Une nouvelle fois, Desplechin reprend le thème de renaître à soi-même quand on a connu une blessure de l'âme. Cette fois, il n'a pas recours aux arcanes de la psychanalyse et assez peu aux histoires de famille (aucun personnage se nomme Dédalus ou Vuillard). C'est sa thématique principale qui en donne une nouvelle fois la solution après quelques circonvolutions : l'art s'impose à la vie, lui donne une forme.
Blessure de l'âme
Mathias revient docilement à Lyon dès que Elena, sa mentore, le rappelle de son exil au Japon où il avait gâché son talent. Il avait renoncé à être soliste pour accepter un poste de pianiste d'orchestre et d'enseignant. Sa mère lui rappelle qu'enfant, il avait abandonné le violon car se sachant incapable d'être parmi les cinq grands solistes par génération, alors qu'il ambitionnait d’en faire partie pour le piano. Alors, qu'elle est la cause de cet exil de huit ans ? La réponse, on le pressent dès son évanouissement à la vue de Claude, que l'on sait mariée à Pierre, est un échec amoureux. Il faudra toutefois attendre la discussion avec Judith pour comprendre que Claude a joué sa vie à pile ou face avec ses deux amants lorsqu'elle ne savait pas de lequel des deux elle était enceinte. Pierre a gagné parce qu'il s'est occupé d'elle, s'est ancré dans le marché de l'art pour monter une galerie, lui a permis de reprendre ses études en suivant les cours de l'école du Louvre où elle est devenue spécialiste de Giuseppe De Nittis. Mathias, plus passionné, a perdu : ses pleurs et ses relances ont effrayé Claude... et puis elle ne connaît rien à la musique.

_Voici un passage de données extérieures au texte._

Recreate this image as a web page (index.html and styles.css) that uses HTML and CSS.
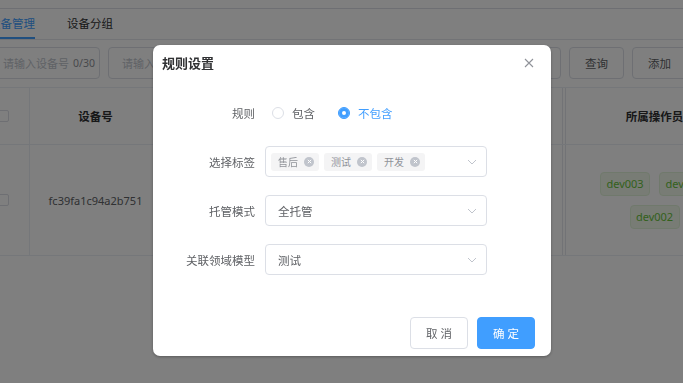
FILE: index.html
```html
<!DOCTYPE html>
<html lang="zh-CN">
<head>
  <meta charset="UTF-8">
  <meta name="viewport" content="width=device-width, initial-scale=1.0">
  <title>设备管理</title>
  <link rel="stylesheet" href="styles.css">
</head>
<body>
  <div class="page">
    <div class="topbar"></div>
    <div class="tabs">
      <div class="tab active">设备管理</div>
      <div class="tab">设备分组</div>
    </div>
    <div class="search">
      <div class="input first"><span>请输入设备号</span><span class="count">0/30</span></div>
      <div class="input second"><span>请输入</span></div>
      <div class="input third"><span>请选择</span></div>
      <button class="btn">查询</button>
      <button class="btn">添加</button>
    </div>
    <div class="table">
      <div class="row head">
        <div class="cell c-check"><span class="checkbox"></span></div>
        <div class="cell c-id">设备号</div>
        <div class="cell c-mid"></div>
        <div class="cell c-ops">所属操作员</div>
      </div>
      <div class="row body">
        <div class="cell c-check"><span class="checkbox"></span></div>
        <div class="cell c-id">fc39fa1c94a2b751</div>
        <div class="cell c-mid"></div>
        <div class="cell c-ops">
          <div class="ops">
            <span class="op">dev003</span>
            <span class="op">dev001</span>
            <span class="op">dev002</span>
          </div>
        </div>
      </div>
    </div>
  </div>

  <div class="mask">
    <div class="dialog">
      <div class="dialog-head">
        <span class="dialog-title">规则设置</span>
        <svg class="close" width="10" height="10" viewBox="0 0 10 10"><path d="M1 1l8 8M9 1l-8 8" stroke="#909399" stroke-width="1.1" fill="none"/></svg>
      </div>
      <div class="dialog-body">
        <div class="form-row">
          <label class="form-label">规则</label>
          <div class="radios">
            <span class="radio"><span class="dot"></span>包含</span>
            <span class="radio checked"><span class="dot"></span>不包含</span>
          </div>
        </div>
        <div class="form-row">
          <label class="form-label">选择标签</label>
          <div class="select">
            <div class="tags">
              <span class="tag">售后<span class="tag-x"><svg width="5" height="5" viewBox="0 0 6 6"><path d="M1 1l4 4M5 1l-4 4" stroke="#fff" stroke-width="1.2"/></svg></span></span>
              <span class="tag">测试<span class="tag-x"><svg width="5" height="5" viewBox="0 0 6 6"><path d="M1 1l4 4M5 1l-4 4" stroke="#fff" stroke-width="1.2"/></svg></span></span>
              <span class="tag">开发<span class="tag-x"><svg width="5" height="5" viewBox="0 0 6 6"><path d="M1 1l4 4M5 1l-4 4" stroke="#fff" stroke-width="1.2"/></svg></span></span>
            </div>
            <svg class="arrow" width="10" height="6" viewBox="0 0 10 6"><path d="M1 1l4 4 4-4" stroke="#c0c4cc" stroke-width="1" fill="none"/></svg>
          </div>
        </div>
        <div class="form-row">
          <label class="form-label">托管模式</label>
          <div class="select">
            <span class="value">全托管</span>
            <svg class="arrow" width="10" height="6" viewBox="0 0 10 6"><path d="M1 1l4 4 4-4" stroke="#c0c4cc" stroke-width="1" fill="none"/></svg>
          </div>
        </div>
        <div class="form-row">
          <label class="form-label">关联领域模型</label>
          <div class="select">
            <span class="value">测试</span>
            <svg class="arrow" width="10" height="6" viewBox="0 0 10 6"><path d="M1 1l4 4 4-4" stroke="#c0c4cc" stroke-width="1" fill="none"/></svg>
          </div>
        </div>
      </div>
      <div class="dialog-foot">
        <button class="dbtn">取 消</button>
        <button class="dbtn primary">确 定</button>
      </div>
    </div>
  </div>
</body>
</html>
```

FILE: styles.css
```css
html, body {
  margin: 0;
  height: 100%;
  overflow: hidden;
}
body {
  background: #fff;
  font-family: "Noto Sans", "Noto Sans CJK SC", sans-serif;
  color: #606266;
}
.page {
  margin-left: -11px;
  width: 800px;
}
.topbar {
  height: 8px;
  border-bottom: 1px solid #dcdfe6;
}
.tabs {
  display: flex;
  gap: 32px;
  height: 30px;
  border-bottom: 1px solid #e4e7ed;
}
.tab {
  font-size: 11.5px;
  line-height: 29px;
  color: #303133;
  border-bottom: 2px solid transparent;
}
.tab.active {
  color: #409eff;
  border-bottom-color: #409eff;
}
.search {
  display: flex;
  gap: 8px;
  margin-top: 7px;
  height: 32px;
}
.input {
  box-sizing: border-box;
  border: 1px solid #dcdfe6;
  border-radius: 4px;
  display: flex;
  align-items: center;
  gap: 4px;
  padding: 0 6px 0 13px;
  font-size: 11px;
  color: #c0c4cc;
  white-space: nowrap;
  overflow: hidden;
}
.input .count { color: #909399; font-size: 10.5px; }
.input.first { width: 111px; }
.input.second { width: 222px; }
.input.third { width: 223px; }
.btn {
  width: 55px;
  border: 1px solid #dcdfe6;
  border-radius: 4px;
  background: #fff;
  font: inherit;
  font-size: 11.5px;
  color: #606266;
  padding: 0;
}
.table {
  margin-top: 8px;
  border-top: 1px solid #ebeef5;
}
.row {
  display: flex;
  border-bottom: 1px solid #ebeef5;
}
.row.head { height: 56px; font-weight: 700; color: #303133; font-size: 11.5px; }
.row.body { height: 110px; font-size: 11px; }
.cell {
  display: flex;
  align-items: center;
  justify-content: center;
  border-right: 1px solid #ebeef5;
  box-sizing: border-box;
}
.c-check { width: 41px; justify-content: flex-start; padding-left: 8px; }
.c-id { width: 132px; }
.c-mid { width: 404px; border-right: 4px double #e4e7ed; }
.c-ops { width: 178px; padding: 0 12px; }
.checkbox {
  width: 12px;
  height: 12px;
  border: 1px solid #dcdfe6;
  border-radius: 2px;
  box-sizing: border-box;
}
.ops {
  display: flex;
  flex-wrap: wrap;
  justify-content: center;
  gap: 9px;
}
.op {
  font-size: 11px;
  color: #67c23a;
  background: #f0f9eb;
  border: 1px solid #e1f3d8;
  border-radius: 4px;
  width: 50px;
  height: 24px;
  box-sizing: border-box;
  display: flex;
  align-items: center;
  justify-content: center;
}

.mask {
  position: fixed;
  inset: 0;
  background: rgba(0, 0, 0, 0.5);
  padding: 45px 0 0 153px;
}
.dialog {
  width: 398px;
  height: 311px;
  background: #fff;
  border-radius: 7px;
  display: flex;
  flex-direction: column;
  box-shadow: 0 1px 3px rgba(0, 0, 0, 0.3);
}
.dialog-head {
  height: 38px;
  display: flex;
  align-items: center;
  justify-content: space-between;
  padding: 0 17px 3px 9px;
  box-sizing: border-box;
}
.dialog-title {
  font-size: 13px;
  font-weight: 700;
  color: #303133;
}
.dialog-body {
  padding-top: 14px;
  flex: 1;
}
.form-row {
  display: flex;
  align-items: center;
  height: 31px;
  margin-bottom: 18px;
}
.form-label {
  width: 112px;
  text-align: right;
  padding-right: 10px;
  box-sizing: border-box;
  font-size: 11.5px;
  color: #606266;
}
.radios {
  display: flex;
  gap: 23px;
  padding-left: 7px;
  font-size: 11.5px;
}
.radio {
  display: flex;
  align-items: center;
  gap: 8px;
  color: #606266;
}
.radio .dot {
  width: 12px;
  height: 12px;
  border: 1px solid #dcdfe6;
  border-radius: 50%;
  box-sizing: border-box;
}
.radio.checked { color: #409eff; }
.radio.checked .dot {
  background: #409eff;
  border-color: #409eff;
  box-shadow: inset 0 0 0 3px #409eff, inset 0 0 0 6px #fff;
}
.select {
  width: 222px;
  height: 31px;
  border: 1px solid #dcdfe6;
  border-radius: 4px;
  box-sizing: border-box;
  display: flex;
  align-items: center;
  justify-content: space-between;
  padding: 0 9px 0 12px;
  font-size: 11.5px;
  color: #606266;
}
.select .tags {
  display: flex;
  gap: 5px;
  margin-left: -7px;
}
.tag {
  display: flex;
  align-items: center;
  gap: 6px;
  height: 18px;
  padding: 0 5px 0 7px;
  background: #f4f4f5;
  border-radius: 3px;
  color: #909399;
  font-size: 10px;
}
.tag-x {
  width: 10px;
  height: 10px;
  border-radius: 50%;
  background: #c0c4cc;
  display: flex;
  align-items: center;
  justify-content: center;
}
.dialog-foot {
  display: flex;
  justify-content: flex-end;
  gap: 9px;
  padding: 0 16px 7px 0;
}
.dbtn {
  width: 58px;
  height: 32px;
  border: 1px solid #dcdfe6;
  border-radius: 4px;
  background: #fff;
  font: inherit;
  font-size: 11.5px;
  color: #606266;
  padding: 0;
}
.dbtn.primary {
  background: #409eff;
  border-color: #409eff;
  color: #fff;
}
```
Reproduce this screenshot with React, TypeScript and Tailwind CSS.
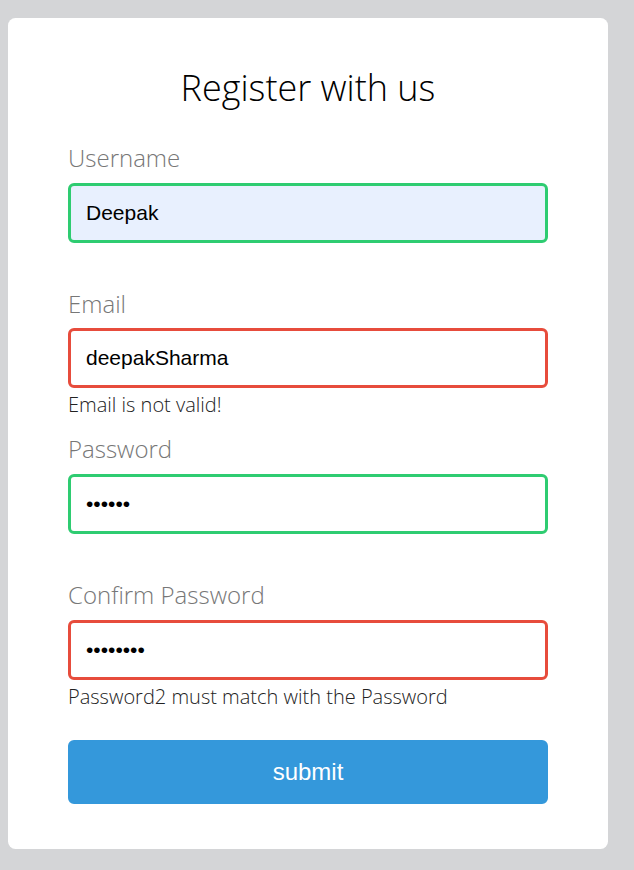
import React from "react";

type FieldProps = {
  label: string;
  value: string;
  type?: string;
  state: "success" | "error";
  error?: string;
  autofill?: boolean;
};

function Field({ label, value, type = "text", state, error, autofill }: FieldProps) {
  const border = state === "success" ? "border-[#2ecc71]" : "border-[#e74c3c]";
  const bg = autofill ? "bg-[#e8f0fe]" : "bg-white";
  return (
    <div className="mb-[15px]">
      <label className="block text-[24px] leading-[1.362] font-light text-[#777] mb-[8px]">{label}</label>
      <input
        type={type}
        value={value}
        readOnly
        className={`block w-full box-border rounded-[6px] border-[3px] ${border} ${bg} px-[15px] py-[15px] text-[21px] leading-[normal] text-black outline-none [font-family:'Liberation_Sans',Arial,sans-serif]`}
      />
      <div className="h-[30px] flex items-end">
        {error ? (
          <small className="block text-[20px] leading-[1.362] font-light text-[#222]">{error}</small>
        ) : null}
      </div>
    </div>
  );
}

export default function App() {
  return (
    <div className="min-h-[870px] w-full bg-[#d4d5d7] pl-[8px] pt-[18px] [font-family:'Open_Sans',sans-serif]">
      <div className="w-[600px] rounded-[7.5px] bg-white px-[60px] py-[45px]">
        <h2 className="m-0 mb-[30px] text-center text-[36px] leading-[1.362] font-light text-black">
          Register with us
        </h2>
        <Field label="Username" value="Deepak" state="success" autofill />
        <Field label="Email" value="deepakSharma" state="error" error="Email is not valid!" />
        <Field label="Password" value="123456" type="password" state="success" />
        <Field
          label="Confirm Password"
          value="12345678"
          type="password"
          state="error"
          error="Password2 must match with the Password"
        />
        <button className="mt-[30px] block w-full rounded-[6px] border-[3px] border-[#3498db] bg-[#3498db] py-[15px] text-[24px] leading-[normal] text-white [font-family:'Liberation_Sans',Arial,sans-serif]">
          submit
        </button>
      </div>
    </div>
  );
}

Le retour de Mathias à Lyon rouvre la blessure et, encore une fois, la musique passe au second plan. Mathias passe son temps à se saouler pour anesthésier la blessure. Le coup de force du scénario, la mort de Pierre, offre la possibilité de savoir sans détours vaudevillesques si la blessure du rejet peut être guérie et à quel prix pour chacun des deux anciens amants.
De la filiation à la transmission
Simon, le fils de Pierre et biologique de Mathias, joue un rôle pivot. Desplechin déjoue là encore la piste classique : Simon sait par la confidence de son père que Mathias est son père biologique. Desplechin, comme pour la mort soudaine de Pierre, et dans la droite ligne de l'histoire juive racontée au début, ose une piste à la limite du fantastique : Simon est le double de Mathias et ce qui le préoccupe est moins sa filiation avec lui que la possibilité de lui éviter la chute dont il a été victime. Plastiquement, l'évanouissement de Mathias se prolonge par la chute de Simon du haut de l'araignée de cordes. Si la première est liée au trouble amoureux, avec pour modèle la chute de Fanny Ardant dans La femme d'à côté, la seconde renvoie à celles nombreuses chez Desplechin ainsi de Henri (Mathieu Amalric) dans Un conte de Noël. C'est bien pourtant de Ismaël, qui refuse d'être le parrain d'Elias dans Rois et reine, qu'est proche Mathias. Il n'est nul besoin à l'enfant d'avoir un père de substitution ou un parrain quand sa mère peut assumer sa liberté et guider seule l'enfant. Ici le seul rôle de Mathias par rapport à l'enfant est de lui suggérer par son exemple l'étude du piano s'il s'avère qu'il n'est probablement que bon au violon. Ayant ainsi retrouvé les fondamentaux d'une vie guidée par l'exigence artistique, Mathias laisse à leur destin Simon et Claude.